Americans are also primed to accept Absurdities because of a persistent drumbeat of misinformation.  Again, no one person or group is having misinformation forced into their thinking.  We as adults choose what we read, what we listen to, what we see, and how we respond.  All emotional responses aside, Americans have learned to avoid the stories and ideas that challenge them. How is that possible?  The information media over the last few decades has thrived and multiplied.  But fewer and fewer owners of those media outlets means fewer and fewer actual challenges to disinformation and lies. Americans are in reality living in a monopolized society.  A few corporations own the majority of all grocery businesses. A few corporations own the majority of urban rental properties.

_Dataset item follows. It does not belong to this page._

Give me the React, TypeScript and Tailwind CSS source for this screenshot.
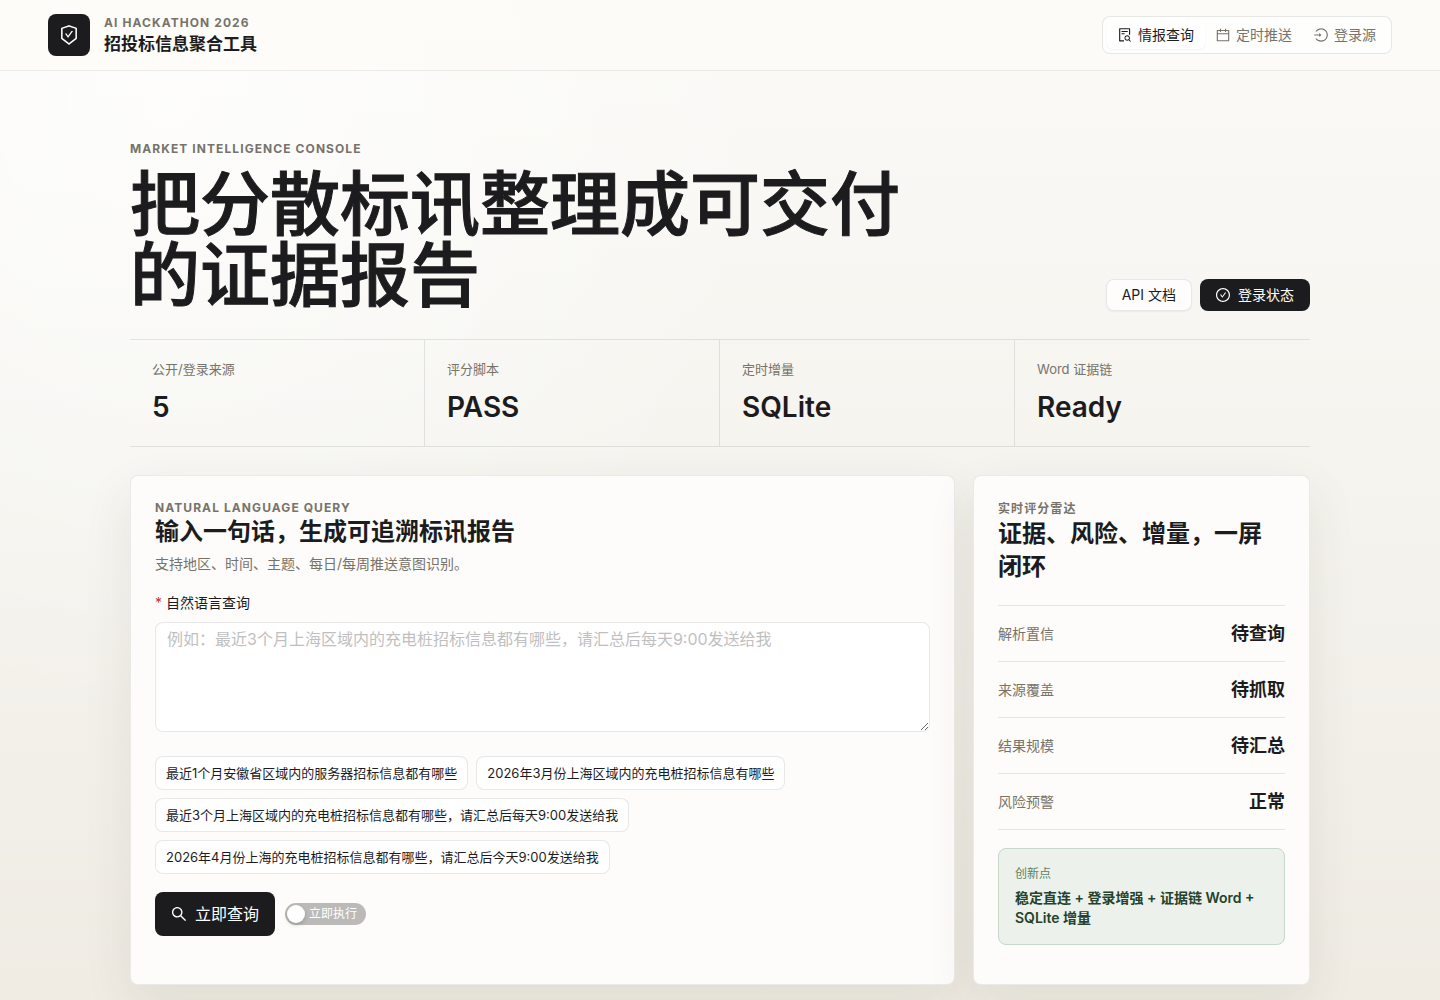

A few corporations own the majority of entertainment and banking services.  A few corporations own the majority of profit-seeking news and information outlets.  This is one reason that billionaires exist.  We not only have fewer choices than our parents had, we've come to expect fewer choices.  We accept without question what our political tribe tells us, the prices and quality of our groceries, the banking fees and housing costs.  The only times in which we question what we see is when our political or religious tribe encourages it during election seasons -- but those politicians and preachers are usually asking us to question the facts, not our beliefs.  Their position is, Beliefs, no matter how Absurd, are more important than Facts.   This is all by choice, not by force.  This willingness to believe the Absurdities is the filling in the cookie sandwich.

This willingness to believe in Absurdities is the reason that people can be convinced to commit Atrocities. As to the Atrocities, we will leave that for another post.